Online gamer killed for selling virtual weapon
A Shanghai online game player has stabbed to death a competitor who sold his cyber-sword, the China Daily said.
The incident creates a dilemma in China where no law exists for the ownership of virtual weapons.
Qiu Chengwei, 41, stabbed competitor Zhu Caoyuan repeatedly in the chest after he was told Zhu had sold his "dragon sabre", used in the popular online game Legend of Mir 3, the newspaper said a Shanghai court was told yesterday.
Legend of Mir 3 features heroes and villains, sorcerers and warriors, many of whom wield enormous swords.
Qiu and a friend jointly won their weapon last February, and lent it to Zhu who then sold it for 7,200 yuan ($A1,129), the newspaper said.
Qui went to the police to report the "theft" but was told the weapon was not real property protected by law.
"Zhu promised to hand over the cash but an angry Qui lost patience and attacked Zhu at his home, stabbing him in the left chest with great force and killing him," the court was told.
More online gamers were seeking justice through the courts over stolen weapons and credits, the newspaper said.
"The armour and swords in games should be deemed as private property as players have to spend money and time for them," Wang Zongyu, an associate law professor at Beijing's Renmin University of China, was quoted as saying.
Other experts called for caution. "The 'assets' of one player could mean nothing to others as they are by nature just data created by game providers," a lawyer for a Shanghai-based internet game company was quoted as saying.
Virtual gaming is fast becoming a very popular worldwide trend.

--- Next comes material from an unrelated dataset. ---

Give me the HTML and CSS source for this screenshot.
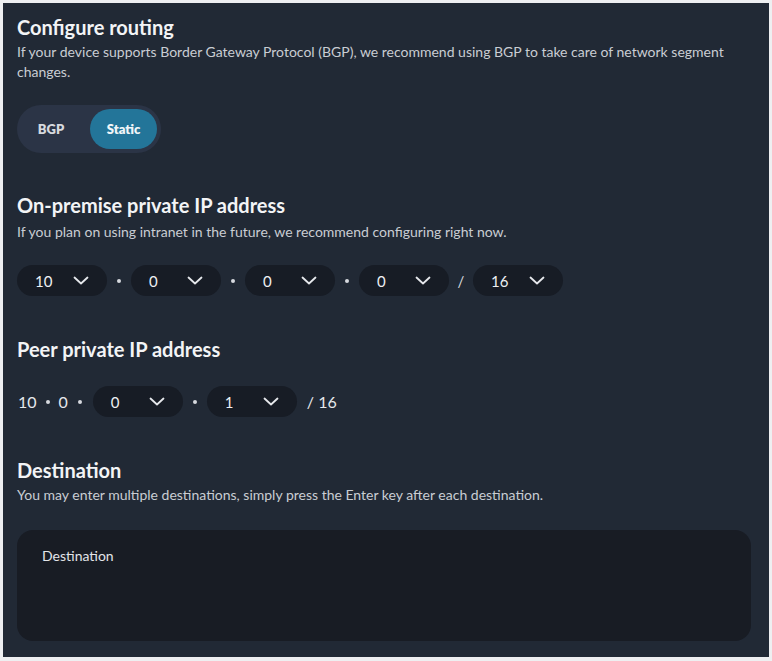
FILE: index.html
```html
<!DOCTYPE html>
<html>
<head>
<meta charset="utf-8">
<link rel="stylesheet" href="styles.css">
</head>
<body>
<div class="panel">
  <section class="sec sec-routing">
    <h2 class="title">Configure routing</h2>
    <p class="desc">If your device supports Border Gateway Protocol (BGP), we recommend using BGP to take care of network segment changes.</p>
    <div class="toggle">
      <span class="opt">BGP</span>
      <span class="opt active">Static</span>
    </div>
  </section>

  <section class="sec sec-onprem">
    <h2 class="title">On-premise private IP address</h2>
    <p class="desc">If you plan on using intranet in the future, we recommend configuring right now.</p>
    <div class="iprow">
      <div class="sel"><span>10</span><svg class="chev" viewBox="0 0 16 9"><path d="M1.5 1.5 L8 7.5 L14.5 1.5"/></svg></div>
      <span class="dot"></span>
      <div class="sel"><span>0</span><svg class="chev" viewBox="0 0 16 9"><path d="M1.5 1.5 L8 7.5 L14.5 1.5"/></svg></div>
      <span class="dot"></span>
      <div class="sel"><span>0</span><svg class="chev" viewBox="0 0 16 9"><path d="M1.5 1.5 L8 7.5 L14.5 1.5"/></svg></div>
      <span class="dot"></span>
      <div class="sel"><span>0</span><svg class="chev" viewBox="0 0 16 9"><path d="M1.5 1.5 L8 7.5 L14.5 1.5"/></svg></div>
      <span class="slash">/</span>
      <div class="sel"><span>16</span><svg class="chev" viewBox="0 0 16 9"><path d="M1.5 1.5 L8 7.5 L14.5 1.5"/></svg></div>
    </div>
  </section>

  <section class="sec sec-peer">
    <h2 class="title">Peer private IP address</h2>
    <div class="iprow peer">
      <span class="fixed first">10</span>
      <span class="dot sm"></span>
      <span class="fixed">0</span>
      <span class="dot sm2"></span>
      <div class="sel"><span>0</span><svg class="chev" viewBox="0 0 16 9"><path d="M1.5 1.5 L8 7.5 L14.5 1.5"/></svg></div>
      <span class="dot"></span>
      <div class="sel"><span>1</span><svg class="chev" viewBox="0 0 16 9"><path d="M1.5 1.5 L8 7.5 L14.5 1.5"/></svg></div>
      <span class="fixed slash2">/ 16</span>
    </div>
  </section>

  <section class="sec sec-dest">
    <h2 class="title">Destination</h2>
    <p class="desc">You may enter multiple destinations, simply press the Enter key after each destination.</p>
    <div class="area"><span class="area-label">Destination</span></div>
  </section>
</div>
</body>
</html>
```
FILE: styles.css
```css
* { box-sizing: border-box; }
html, body { margin: 0; padding: 0; }
body {
  background: #eeeff1;
  width: 772px;
  height: 661px;
  padding: 3px 3px 4px 3px;
  font-family: Lato, "Noto Sans", sans-serif;
}
.panel {
  width: 766px;
  height: 654px;
  background: #212935;
  padding: 12px 14px 0 14px;
  display: flex;
  flex-direction: column;
}
.sec { display: flex; flex-direction: column; }
.title {
  margin: 0;
  color: #f3f4f6;
  font-size: 20px;
  font-weight: 700;
  line-height: 24px;
}
.desc {
  margin: 3px 0 0 0;
  color: #c9cdd3;
  font-size: 14px;
  line-height: 20px;
}
.toggle {
  margin-top: 23px;
  width: 144px;
  height: 48px;
  border-radius: 24px;
  background: #2b3446;
  display: flex;
  align-items: center;
  padding: 4px;
}
.opt {
  color: #d6d9de;
  font-weight: 800;
  font-size: 13px;
  height: 40px;
  display: flex;
  align-items: center;
  justify-content: center;
  width: 60px;
}
.opt.active {
  width: 67px;
  margin-left: 9px;
  background: #237599;
  color: #f1f5f8;
  border-radius: 20px;
}
.sec-onprem { margin-top: 40px; }
.sec-onprem .desc { margin-top: 5px; }
.iprow {
  display: flex;
  align-items: center;
  margin-top: 23px;
}
.sel {
  width: 90px;
  height: 31px;
  border-radius: 16px;
  background: #171c25;
  display: flex;
  align-items: center;
  justify-content: space-between;
  padding: 0 18px 0 18px;
  color: #eef0f3;
  font-size: 15px;
}
.chev { width: 16px; height: 9px; }
.chev path { fill: none; stroke: #e6e8ec; stroke-width: 1.8; stroke-linecap: round; stroke-linejoin: round; }
.dot {
  width: 4px; height: 4px; border-radius: 50%;
  background: #d6d9de;
  margin: 0 10px;
}
.slash { color: #d6d9de; font-size: 15px; width: 24px; text-align: center; }
.sec-peer { margin-top: 41px; }
.iprow.peer { margin-top: 25px; }
.fixed { color: #e6e8ec; font-size: 16px; }
.fixed.first { margin-left: 1px; }
.dot.sm { margin: 0 9px; }
.dot.sm2 { margin: 0 11px 0 10px; }
.slash2 { margin-left: 10px; }
.sec-dest { margin-top: 41px; }
.area {
  margin-top: 25px;
  width: 734px;
  height: 111px;
  background: #181c24;
  border-radius: 16px;
  padding: 15px 25px;
}
.area-label { color: #e3e5e9; font-size: 14px; }
```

Games such as Legend of Mir 3 are known as "massively multi-player online role-playing games" (or MMORPGs).
The worlds created in them are incredibly detailed, and can develop and change even when players are off line.

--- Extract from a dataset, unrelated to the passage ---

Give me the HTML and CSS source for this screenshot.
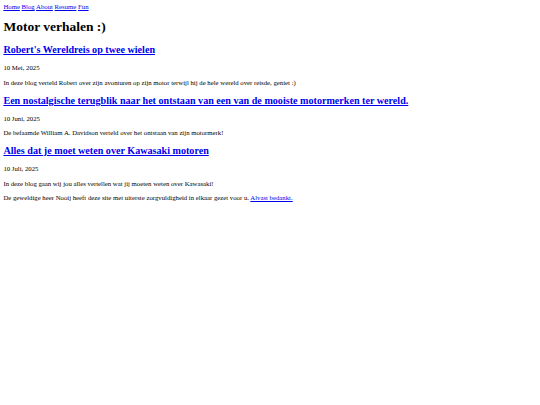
FILE: index.html
```html
<!DOCTYPE html>
<html lang="nl">
<head>
<meta charset="utf-8">
<title>Motor verhalen</title>
<link rel="stylesheet" href="styles.css">
</head>
<body class="page">
<nav class="nav">
<a href="#">Home</a>
<a href="#">Blog</a>
<a href="#">About</a>
<a href="#">Resume</a>
<a href="#">Fun</a>
</nav>
<h1 class="title">Motor verhalen :)</h1>
<article class="post">
<h2 class="post-title"><a href="#">Robert's Wereldreis op twee wielen</a></h2>
<p class="post-date">10 Mei, 2025</p>
<p class="post-text">In deze blog verteld Robert over zijn avonturen op zijn motor terwijl hij de hele wereld over reisde, geniet :)</p>
</article>
<article class="post">
<h2 class="post-title"><a href="#">Een nostalgische terugblik naar het ontstaan van een van de mooiste motormerken ter wereld.</a></h2>
<p class="post-date">10 Juni, 2025</p>
<p class="post-text">De befaamde William A. Davidson verteld over het ontstaan van zijn motormerk!</p>
</article>
<article class="post">
<h2 class="post-title"><a href="#">Alles dat je moet weten over Kawasaki motoren</a></h2>
<p class="post-date">10 Juli, 2025</p>
<p class="post-text">In deze blog gaan wij jou alles vertellen wat jij moeten weten over Kawasaki!</p>
</article>
<p class="post-text footer">De geweldige heer Nooij heeft deze site met uiterste zorgvuldigheid in elkaar gezet voor u. <a href="#">Alvast bedankt.</a></p>
</body>
</html>
```

FILE: styles.css
```css
html {
  background: #ffffff;
}
.page {
  margin: 3.4px;
  font-family: "Liberation Serif", "Times New Roman", serif;
  font-size: 6.75px;
  line-height: 7.8px;
  color: #000000;
}
a {
  color: #0000ee;
}
.nav {
  display: block;
}
.title {
  font-size: 13.5px;
  line-height: 15.5px;
  font-weight: bold;
  margin: 8px 0 9.3px;
}
.post-title {
  font-size: 10.12px;
  line-height: 12px;
  margin: 8.1px 0;
}
.post-date,
.post-text {
  font-size: 6.75px;
  line-height: 7.8px;
  margin: 6.8px 0;
}
.footer {
  margin-top: 4.6px;
}
```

They have attracted an enormous amount of subscribers and, according to a report in the Australian Financial Review, gamers are attracted to them because they have overcome the biggest problem in traditional computer games: loneliness.

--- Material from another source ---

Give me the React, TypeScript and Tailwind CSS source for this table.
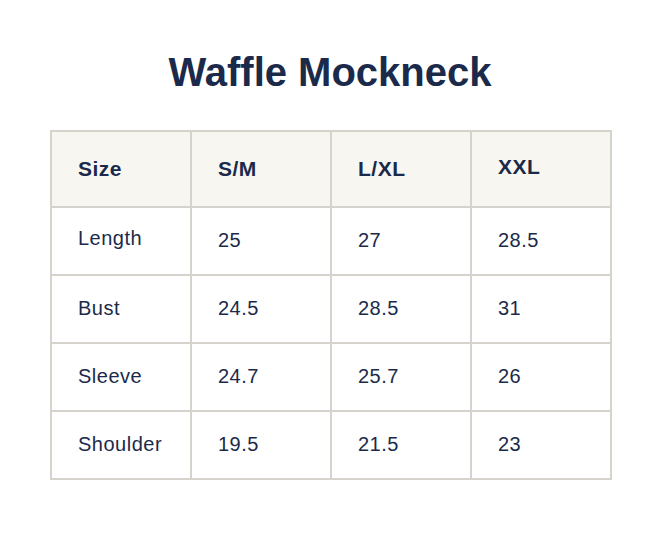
const sizes = ["S/M", "L/XL", "XXL"];

const rows = [
  { label: "Length", values: ["25", "27", "28.5"] },
  { label: "Bust", values: ["24.5", "28.5", "31"] },
  { label: "Sleeve", values: ["24.7", "25.7", "26"] },
  { label: "Shoulder", values: ["19.5", "21.5", "23"] },
];

export default function App() {
  return (
    <div
      className="w-[660px] h-[548px] bg-white text-[#1b2a4a]"
      style={{ fontFamily: '"Liberation Sans", Arial, sans-serif' }}
    >
      <h1 className="pt-[48px] text-center text-[40px] leading-[48px] font-bold">
        Waffle Mockneck
      </h1>

      <div className="mt-[34px] ml-[50px] w-[562px] grid grid-cols-4 border-l-2 border-t-2 border-[#d6d3cd]">
        <div className="h-[76px] flex items-center pl-[26px] bg-[#f8f6f1] border-r-2 border-b-2 border-[#d6d3cd] text-[21px] tracking-[0.5px] font-bold">
          Size
        </div>
        {sizes.map((s) => (
          <div
            key={s}
            className={`h-[76px] flex items-center pl-[26px] bg-[#f8f6f1] border-r-2 border-b-2 border-[#d6d3cd] text-[21px] tracking-[0.5px] font-bold ${
              s === "XXL" ? "pb-[4px]" : ""
            }`}
          >
            {s}
          </div>
        ))}

        {rows.map((row, i) => (
          <div key={row.label} className="contents">
            <div
              className={`h-[68px] flex items-center pl-[26px] border-r-2 border-b-2 border-[#d6d3cd] text-[20px] tracking-[0.5px] ${
                i === 0 ? "pb-[6px]" : "pb-[2px]"
              }`}
            >
              {row.label}
            </div>
            {row.values.map((v, j) => (
              <div
                key={j}
                className="h-[68px] flex items-center pl-[26px] pb-[2px] border-r-2 border-b-2 border-[#d6d3cd] text-[20px] tracking-[0.5px]"
              >
                {v}
              </div>
            ))}
          </div>
        ))}
      </div>
    </div>
  );
}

Games writer Jason Hill said that while MMORPGs make up only a tiny percentage of the virtual gaming market, those who do play them tend to be very dedicated, spending a lot of time in these cyber-worlds.
"The actual items in the games, be they property or tools, become valuable because of the time people have spent building them up," he said.
"In a lot of games people might have to forage for the raw materials and then take them to a smelter [if they were making a sword or sabre, for example], otherwise the item might be a reward for completing a difficult quest.
"All of that means the item will be difficult to get, and the popularity of these games among certain groups means that these items then become very valuable."
Legend of Mir 3 has not yet been released in Australia. MMORPG enthusiasts here are more likely to be playing the very popular Everquest, or a new contender, World of Warcraft.
"These two are both fantasy games, with a niche appeal, but when people get into it they really get into it," Jason Hill explained.
The case of Qiu Chengwei and Zhu Caoyuan follows a report in the Australian Financial Review over the Christmas break, which told how 22-year-old University of Sydney graduate, David Storey, bought a virtual island - for $35,000 - on December 14 last year.
The island included an abandoned castle, some beautiful beaches ready for development and the potential for the development of lucrative hunting and mining industries. However, it only exists in cyberspace, inside a multi-player computer game called Project Entropia.
Now that Storey owns the island, if any other players visit it for a spot of hunting or a bit of a mine, he is entitled to a percentage of their takings. Every month, for the next twelve months, he can sell five plots of land on his island, which could net him as much as $40,000.